You can customize your own weight specification method by overwriting the _specify_weights method.

# An example : use equal weights for all base learners.
class EqualWeightVoting(Voting):
    def _specify_weights(self, predictions, label, feval):
        return np.ones(self.n_models)/self.n_models
        # just allocate the same weight for each base learner

Stacking

A stacker trains a meta-model with the predictions of base learners as input to find an optimal combination of these base learners.

Currently we support generalized linear model (GLM) and gradient boosting model (GBM) as the meta-model.

Create a New Ensembler

You can create your own ensembler by inheriting the base ensembler, and overloading methods fit and ensemble.

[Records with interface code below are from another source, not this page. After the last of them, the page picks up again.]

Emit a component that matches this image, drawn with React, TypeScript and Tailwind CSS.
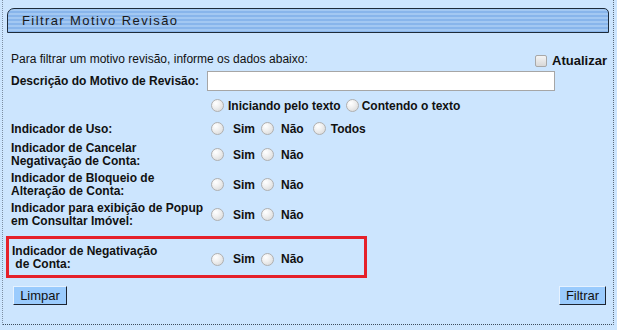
import React from "react";

function Radio({ className = "" }: { className?: string }) {
  return (
    <span
      className={
        "block w-[13px] h-[13px] rounded-full border border-[#b0b0b0] bg-[radial-gradient(circle_at_35%_30%,#ffffff_0%,#f0f0f0_40%,#d4d4d4_100%)] shrink-0 " +
        className
      }
    />
  );
}

function SimNao({ todos }: { todos?: boolean }) {
  return (
    <div className="flex items-center pl-[4px]">
      <Radio />
      <span className="ml-[9px] font-bold">Sim</span>
      <Radio className="ml-[6px]" />
      <span className="ml-[7px] font-bold">Não</span>
      {todos && (
        <>
          <Radio className="ml-[9px]" />
          <span className="ml-[5px] font-bold">Todos</span>
        </>
      )}
    </div>
  );
}

export default function App() {
  return (
    <div
      className="w-[617px] h-[330px] bg-[#cce5fe] text-[12px] text-[#111] overflow-hidden"
      style={{ fontFamily: '"Liberation Sans", Arial, sans-serif' }}
    >
      <div className="ml-[2px] w-[612px] h-[325px] border-l border-dotted border-l-[#7d8fa3] border-r border-r-[#5b6b7b] border-b border-b-[#3d4d5d]">
        <div className="pt-[8px] pl-[4px] pr-[4px]">
          <div className="h-[25px] border border-[#1d2b3a] rounded-tl-[7px] rounded-tr-[5px] bg-[repeating-linear-gradient(to_bottom,#a3c8f2_0px,#a3c8f2_2px,#88b5eb_2px,#88b5eb_4px)] flex items-center pl-[14px]">
            <span className="text-[13px] tracking-[1.4px] text-[#1a1a1a]">Filtrar Motivo Revisão</span>
          </div>
        </div>

        <div className="pl-[8px] pr-[6px]">
          <div className="mt-[18px] flex items-start justify-between h-[20px]">
            <span className="leading-[16px]">Para filtrar um motivo revisão, informe os dados abaixo:</span>
            <span className="mt-[2px] flex items-center leading-[16px]">
              <span className="block w-[12px] h-[12px] rounded-[2px] border border-[#a8a8a8] bg-[linear-gradient(#f4f4f4,#d8d8d8)]" />
              <span className="ml-[5px] font-bold text-[13px]">Atualizar</span>
            </span>
          </div>

          <div className="flex items-center h-[20px]">
            <div className="w-[196px] font-bold">Descrição do Motivo de Revisão:</div>
            <div className="w-[348px] h-[20px] border border-[#a6a6a6] bg-white" />
          </div>

          <div className="flex items-center h-[26px] pt-[3px]">
            <div className="w-[196px]" />
            <div className="flex items-center pl-[4px] font-bold">
              <Radio />
              <span className="ml-[4px]">Iniciando pelo texto</span>
              <Radio className="ml-[5px]" />
              <span className="ml-[3px]">Contendo o texto</span>
            </div>
          </div>

          <div className="flex items-center h-[22px] pt-[1px]">
            <div className="w-[196px] font-bold">Indicador de Uso:</div>
            <SimNao todos />
          </div>

          <div className="flex items-center h-[30px] pt-[1px]">
            <div className="w-[196px] font-bold leading-[13px]">
              Indicador de Cancelar
              <br />
              Negativação de Conta:
            </div>
            <SimNao />
          </div>

          <div className="flex items-center h-[31px]">
            <div className="w-[196px] font-bold leading-[13px]">
              Indicador de Bloqueio de
              <br />
              Alteração de Conta:
            </div>
            <SimNao />
          </div>

          <div className="flex items-center h-[29px]">
            <div className="w-[196px] font-bold leading-[13px]">
              Indicador para exibição de Popup
              <br />
              em Consultar Imóvel:
            </div>
            <SimNao />
          </div>
        </div>

        <div className="ml-[3px] mt-[7px] w-[361px] h-[42px] border-[3px] border-[#e5202a] flex items-center pl-[3px]">
          <div className="w-[195px] font-bold leading-[13px] pt-[1px]">
            Indicador de Negativação
            <br />
            &nbsp;de Conta:
          </div>
          <div className="pt-[4px]">
            <SimNao />
          </div>
        </div>

        <div className="mt-[8px] flex justify-between pl-[10px] pr-[7px]">
          <button className="w-[54px] h-[19px] bg-[#9acbfd] border border-t-[#e6f2ff] border-l-[#e6f2ff] border-r-[#1c2430] border-b-[#1c2430] text-[13px] leading-[17px] text-[#111]">
            Limpar
          </button>
          <button className="w-[47px] h-[19px] bg-[#9acbfd] border border-t-[#e6f2ff] border-l-[#e6f2ff] border-r-[#1c2430] border-b-[#1c2430] text-[13px] leading-[17px] text-[#111]">
            Filtrar
          </button>
        </div>
      </div>
    </div>
  );
}
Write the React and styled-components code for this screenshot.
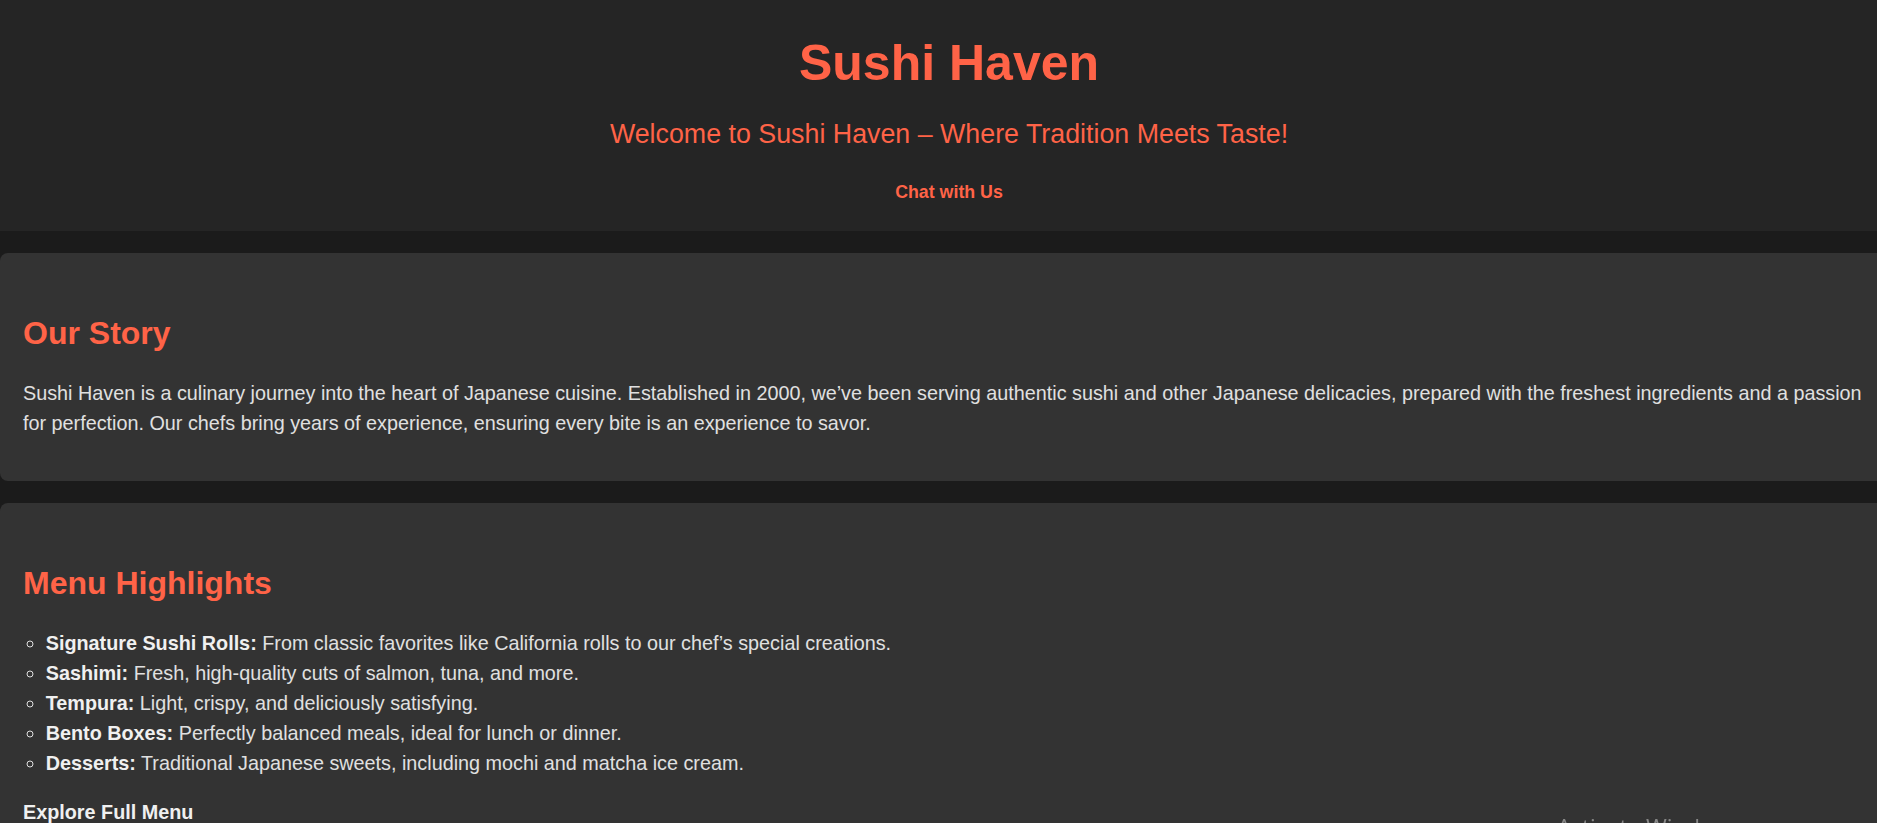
import styled, { createGlobalStyle } from 'styled-components'

const GlobalStyle = createGlobalStyle`
  html, body {
    margin: 0;
    padding: 0;
    background-color: #1b1b1b;
    overflow: hidden;
  }
  body {
    font-family: "Liberation Sans", Arial, sans-serif;
    color: #e0e0e0;
  }
`

const Page = styled.div`
  width: 1898px;
  background-color: #1b1b1b;
`

const Header = styled.header`
  background-color: #252525;
  text-align: center;
  padding: 34px 0 28px;
`

const Title = styled.h1`
  margin: 0 0 27px;
  font-size: 50px;
  font-weight: bold;
  color: #ff6347;
`

const Tagline = styled.p`
  margin: 0 0 32px;
  font-size: 26.8px;
  color: #ff6347;
`

const ChatLink = styled.a`
  display: inline-block;
  font-size: 17.8px;
  font-weight: bold;
  color: #ff6347;
  text-decoration: none;
  cursor: pointer;
`

const Section = styled.section`
  background-color: #333333;
  border-radius: 8px;
  margin: 22px 0;
  padding: 62px 23px 22.5px;
`

const Heading = styled.h2`
  margin: 0 0 26px;
  font-size: 32px;
  font-weight: bold;
  color: #ff6347;
`

const Text = styled.p`
  margin: 0 0 20px;
  font-size: 19.8px;
  line-height: 30px;
`

const List = styled.ul`
  margin: 2.5px 0 19px;
  padding-left: 22.7px;
  list-style: circle;
  font-size: 19.8px;
  line-height: 30px;
`

const Item = styled.li`
  strong {
    color: #f0f0f0;
  }
`

const MenuLink = styled.a`
  display: block;
  font-size: 19.8px;
  line-height: 30px;
  font-weight: bold;
  color: #f0f0f0;
  text-decoration: none;
`

const Watermark = styled.div`
  position: fixed;
  left: 1557px;
  top: 811px;
  font-family: "Open Sans", "Noto Sans", sans-serif;
  font-size: 22.5px;
  color: rgba(255, 255, 255, 0.42);
  white-space: nowrap;
  pointer-events: none;
`

const highlights = [
  ['Signature Sushi Rolls:', "From classic favorites like California rolls to our chef’s special creations."],
  ['Sashimi:', 'Fresh, high-quality cuts of salmon, tuna, and more.'],
  ['Tempura:', 'Light, crispy, and deliciously satisfying.'],
  ['Bento Boxes:', 'Perfectly balanced meals, ideal for lunch or dinner.'],
  ['Desserts:', 'Traditional Japanese sweets, including mochi and matcha ice cream.'],
]

const App = () => {
  return (
    <Page>
      <GlobalStyle />
      <Header>
        <Title>Sushi Haven</Title>
        <Tagline>Welcome to Sushi Haven – Where Tradition Meets Taste!</Tagline>
        <ChatLink>Chat with Us</ChatLink>
      </Header>

      <Section>
        <Heading>Our Story</Heading>
        <Text>
          Sushi Haven is a culinary journey into the heart of Japanese cuisine. Established in 2000, we’ve been
          serving authentic sushi and other Japanese delicacies, prepared with the freshest ingredients and a
          passion for perfection. Our chefs bring years of experience, ensuring every bite is an experience to savor.
        </Text>
      </Section>

      <Section>
        <Heading>Menu Highlights</Heading>
        <List>
          {highlights.map(([label, desc]) => (
            <Item key={label}>
              <strong>{label}</strong> {desc}
            </Item>
          ))}
        </List>
        <MenuLink>Explore Full Menu</MenuLink>
      </Section>

      <Watermark>Activate Windows</Watermark>
    </Page>
  )
}

export default App
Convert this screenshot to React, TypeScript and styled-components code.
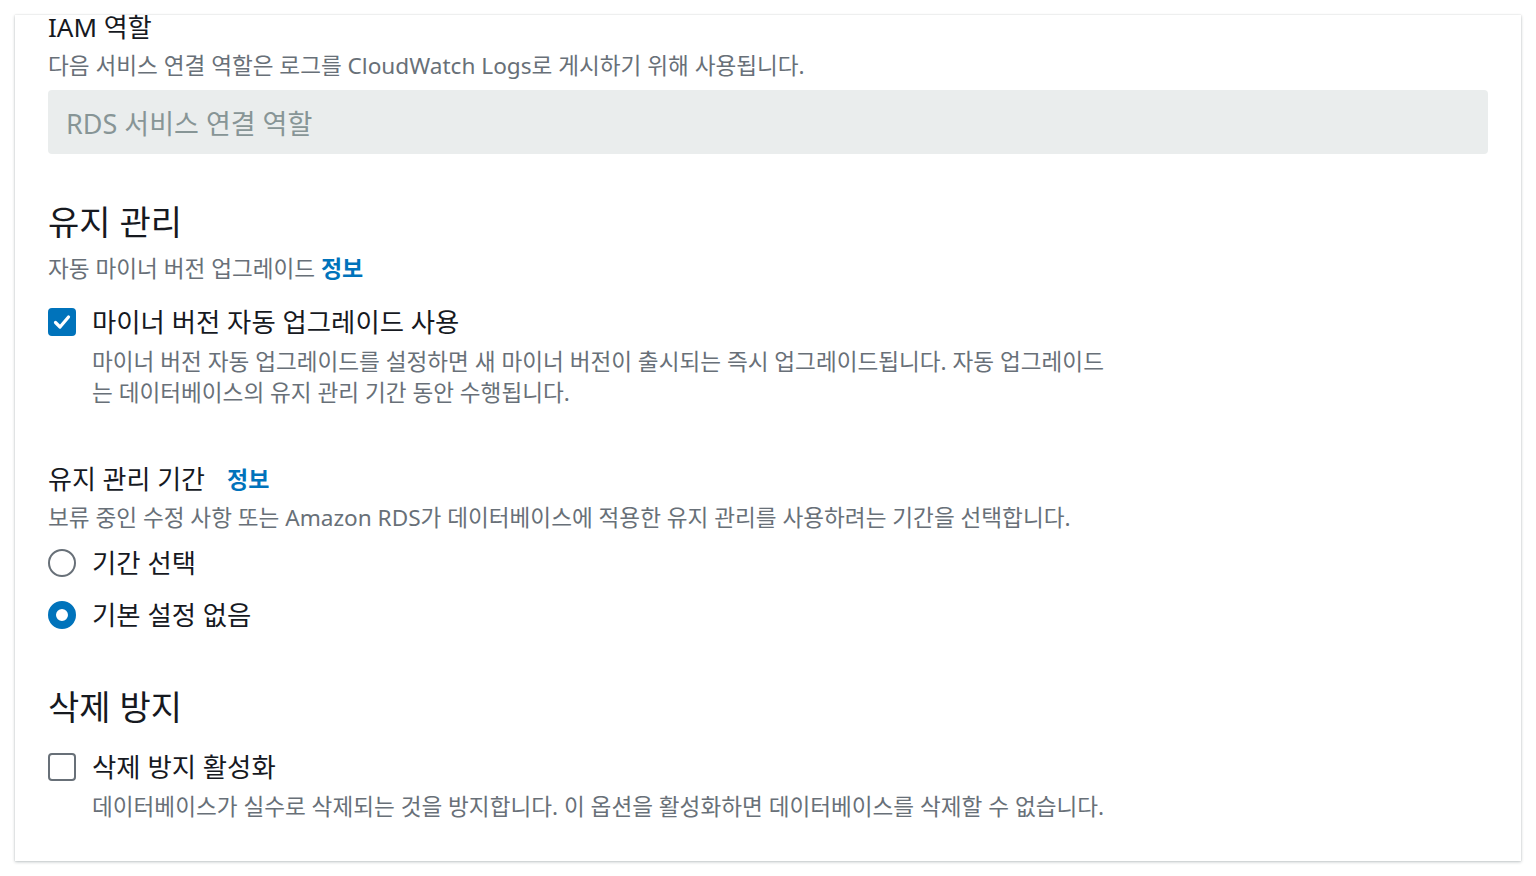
import React from 'react';
import styled, { createGlobalStyle } from 'styled-components';

const GlobalStyle = createGlobalStyle`
  html, body {
    margin: 0;
    padding: 0;
    background: #ffffff;
    font-family: "Noto Sans", "Noto Sans CJK KR", sans-serif;
    color: #16191f;
  }
`;

const Page = styled.div`
  padding: 15px;
  height: 876px;
  box-sizing: border-box;
  overflow: hidden;
`;

const Card = styled.div`
  background: #ffffff;
  box-shadow: 0 1px 3px rgba(0, 28, 36, 0.25), 0 0 1px rgba(0, 28, 36, 0.15);
  padding: 0 33px 36px 33px;
  height: 846px;
  box-sizing: border-box;
  display: flex;
  flex-direction: column;
`;

const Label = styled.div<{ gap?: number }>`
  font-size: 26px;
  line-height: 32px;
  display: flex;
  align-items: center;
  gap: ${(p) => p.gap ?? 8}px;
`;

const Desc = styled.div`
  font-size: 22.6px;
  line-height: 31px;
  color: #687078;
`;

const InfoLink = styled.a`
  color: #0073bb;
  font-weight: 700;
  font-size: 23px;
  text-decoration: none;
`;

const Input = styled.div`
  margin-top: 9px;
  height: 64px;
  background: #eaeded;
  border-radius: 4px;
  display: flex;
  align-items: center;
  padding: 0 18px;
  font-size: 27px;
  color: #879596;
`;

const Heading = styled.h2`
  margin: 0;
  font-size: 34px;
  line-height: 44px;
  font-weight: 400;
`;

const Section = styled.div<{ top: number }>`
  margin-top: ${(p) => p.top}px;
  display: flex;
  flex-direction: column;
`;

const OptionRow = styled.div`
  display: grid;
  grid-template-columns: 28px 1fr;
  column-gap: 16px;
  align-items: center;
`;

const OptionText = styled.div`
  font-size: 26.4px;
  line-height: 32px;
`;

const OptionDesc = styled(Desc)`
  grid-column: 2;
  max-width: 1022px;
`;

const Box = styled.span<{ checked?: boolean }>`
  width: 28px;
  height: 28px;
  box-sizing: border-box;
  border-radius: 4px;
  border: 2px solid ${(p) => (p.checked ? '#0073bb' : '#687078')};
  background: ${(p) => (p.checked ? '#0073bb' : '#ffffff')};
  display: flex;
  align-items: center;
  justify-content: center;
`;

const Radio = styled.span<{ checked?: boolean }>`
  width: 28px;
  height: 28px;
  box-sizing: border-box;
  border-radius: 50%;
  border: ${(p) => (p.checked ? '8px solid #0073bb' : '2px solid #687078')};
  background: #ffffff;
`;

const Checkbox = ({ checked }: { checked?: boolean }) => (
  <Box checked={checked}>
    {checked && (
      <svg width="20" height="20" viewBox="0 0 20 20">
        <path d="M3.5 10.5 L8 15 L16.5 5" fill="none" stroke="#fff" strokeWidth="3.2" strokeLinecap="round" strokeLinejoin="round" />
      </svg>
    )}
  </Box>
);

const App = () => (
  <Page>
    <GlobalStyle />
    <Card>
      <Section top={-4}>
        <Label>IAM 역할</Label>
        <Desc style={{ marginTop: 7 }}>다음 서비스 연결 역할은 로그를 CloudWatch Logs로 게시하기 위해 사용됩니다.</Desc>
        <Input>RDS 서비스 연결 역할</Input>
      </Section>

      <Section top={46}>
        <Heading>유지 관리</Heading>
        <Desc style={{ marginTop: 9 }}>
          자동 마이너 버전 업그레이드 <InfoLink href="#">정보</InfoLink>
        </Desc>
        <OptionRow style={{ marginTop: 22 }}>
          <Checkbox checked />
          <OptionText>마이너 버전 자동 업그레이드 사용</OptionText>
          <OptionDesc style={{ marginTop: 8 }}>
            마이너 버전 자동 업그레이드를 설정하면 새 마이너 버전이 출시되는 즉시 업그레이드됩니다. 자동 업그레이드는 데이터베이스의 유지 관리 기간 동안 수행됩니다.
          </OptionDesc>
        </OptionRow>
      </Section>

      <Section top={55}>
        <Label gap={22}>
          유지 관리 기간 <InfoLink href="#">정보</InfoLink>
        </Label>
        <Desc style={{ marginTop: 7 }}>보류 중인 수정 사항 또는 Amazon RDS가 데이터베이스에 적용한 유지 관리를 사용하려는 기간을 선택합니다.</Desc>
        <OptionRow style={{ marginTop: 14 }}>
          <Radio />
          <OptionText>기간 선택</OptionText>
        </OptionRow>
        <OptionRow style={{ marginTop: 20 }}>
          <Radio checked />
          <OptionText>기본 설정 없음</OptionText>
        </OptionRow>
      </Section>

      <Section top={54}>
        <Heading>삭제 방지</Heading>
        <OptionRow style={{ marginTop: 22 }}>
          <Checkbox />
          <OptionText>삭제 방지 활성화</OptionText>
          <OptionDesc style={{ marginTop: 8 }}>
            데이터베이스가 실수로 삭제되는 것을 방지합니다. 이 옵션을 활성화하면 데이터베이스를 삭제할 수 없습니다.
          </OptionDesc>
        </OptionRow>
      </Section>
    </Card>
  </Page>
);

export default App;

# An example : use the currently available best model.
from autogl.module.ensemble.base import BaseEnsembler
import numpy as np
class BestModel(BaseEnsembler):
    def fit(self, predictions, label, identifiers, feval):
        if not isinstance(feval, list):
            feval = [feval]
        scores = np.array([feval[0].evaluate(pred, label) for pred in predictions]) * (1 if feval[0].is_higher_better else -1)
        self.scores = dict(zip(identifiers, scores)) # record validation score of base learners
        ensemble_pred = predictions[np.argmax(scores)]
        return [fx.evaluate(ensemble_pred, label) for fx in feval]

    def ensemble(self, predictions, identifiers):
        best_idx = np.argmax([self.scores[model_name] for model_name in identifiers]) # choose the currently best model in the identifiers
        return predictions[best_idx]